Pending clarification: Agency guidance is expected to clarify whether any restrictions will apply to investment choices (for example, if funds must be held in certain types of mutual or index funds).
Employer Contributions
One of the most notable features of Trump accounts is that employers can contribute to them as a form of employee benefit.
- Employers may contribute up to $2,500 per employee per year (subject to indexing).
- These contributions are expected to be excluded from the employee’s taxable income, which would mean no payroll taxes on the amount contributed.
Pending clarification:
- Deductibility is still uncertain. Some legal and tax experts believe employer contributions will not be deductible as a business expense, while others think they will. The IRS and Treasury have not yet issued final guidance.
- Reporting and plan requirements are also not yet finalized. Employers will likely need to adopt a formal written plan, similar to dependent care or education assistance programs, and comply with nondiscrimination rules.
Timing and Implementation
- Trump accounts are set to become available starting January 1, 2026.
- Guidance from the IRS and Treasury is expected before then on how accounts will be opened, funded, and reported.
Until that guidance is published, employers cannot yet contribute, but can begin planning their programs.

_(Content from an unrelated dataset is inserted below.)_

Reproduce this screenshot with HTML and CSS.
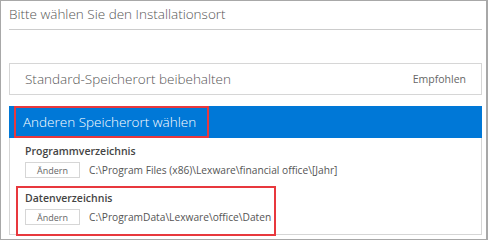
FILE: index.html
```html
<!DOCTYPE html>
<html lang="de">
<head>
    <meta charset="UTF-8">
    <title>Installationsort</title>
    <link rel="stylesheet" href="styles.css">
</head>
<body>
    <div class="frame">
        <div class="page-title">Bitte wählen Sie den Installationsort</div>

        <div class="option option-default">
            <span class="option-label">Standard-Speicherort beibehalten</span>
            <span class="option-hint">Empfohlen</span>
        </div>

        <div class="option-custom">
            <div class="option option-selected">
                <span class="option-label marked">Anderen Speicherort wählen</span>
            </div>
            <div class="folders">
                <div class="folder">
                    <div class="folder-name">Programmverzeichnis</div>
                    <div class="folder-row">
                        <button class="change-button">Ändern</button>
                        <span class="folder-path">C:\Program Files (x86)\Lexware\financial office\[Jahr]</span>
                    </div>
                </div>
                <div class="folder marked-box">
                    <div class="folder-name">Datenverzeichnis</div>
                    <div class="folder-row">
                        <button class="change-button">Ändern</button>
                        <span class="folder-path">C:\ProgramData\Lexware\office\Daten</span>
                    </div>
                </div>
            </div>
        </div>
    </div>
</body>
</html>
```

FILE: styles.css
```css
body {
    margin: 0;
    font-family: "Open Sans", "Noto Sans", sans-serif;
    background: white;
    color: #555;
}
.frame {
    width: 488px;
    height: 240px;
    box-sizing: border-box;
    border: 1px solid #a8a8a8;
    border-right-width: 2px;
    padding: 0 4px 0 8px;
}
.page-title {
    font-size: 13.5px;
    font-weight: 300;
    color: #555;
    height: 26px;
    padding-top: 2px;
    line-height: 22px;
    border-bottom: 1px solid #ccc;
}
.option {
    display: flex;
    align-items: center;
    justify-content: space-between;
    height: 30px;
    padding: 0 15px;
}
.option-default {
    margin-top: 33px;
    border: 1px solid #d6d6d6;
}
.option-label {
    font-size: 13.5px;
    font-weight: 300;
}
.option-hint {
    font-size: 10.5px;
    color: #666;
}
.option-custom {
    margin-top: 11px;
    border: 1px solid #d6d6d6;
    border-top: none;
    height: 129px;
    box-sizing: border-box;
}
.option-selected {
    background: #0078d7;
    color: white;
    height: 32px;
    margin: 0 -1px;
}
.marked {
    outline: 2px solid #e8383d;
    padding: 5px 11px 5px 7px;
    margin-left: -8px;
}
.folders {
    padding: 3px 0 0 8px;
}
.folder {
    box-sizing: border-box;
    width: 256px;
    height: 46px;
    padding: 3px 7px 0;
}
.marked-box {
    outline: 2px solid #e8383d;
    margin-top: 1px;
}
.folder-name {
    font-size: 10.5px;
    font-weight: 600;
    color: #444;
    line-height: 15px;
}
.folder-row {
    display: flex;
    align-items: center;
    gap: 9px;
    margin-top: 3px;
}
.change-button {
    flex-shrink: 0;
    width: 55px;
    height: 16px;
    padding: 0;
    border: 1px solid #d6d6d6;
    background: white;
    font-family: inherit;
    font-size: 9px;
    color: #666;
}
.folder-path {
    font-size: 10.2px;
    color: #555;
    white-space: nowrap;
}
```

Steps Employers Can Take Now
Even though contributions can’t start until 2026, now is a good time to:
- Gauge employee interest — would this be valued as a family-friendly benefit?
- Consult your payroll provider and tax advisor to determine how contributions can be handled in your systems.
- Begin drafting a plan document outlining who is eligible, contribution amounts, and how the benefit will be administered.
- Monitor IRS/Treasury updates for rules on deductibility, reporting, and compliance requirements.
The Bottom Line on Trump Accounts
Trump accounts could become a powerful new tool for supporting employees and their families. While the rules are still evolving, now is the time to start learning, planning, and preparing — so you can move quickly once the program officially launches.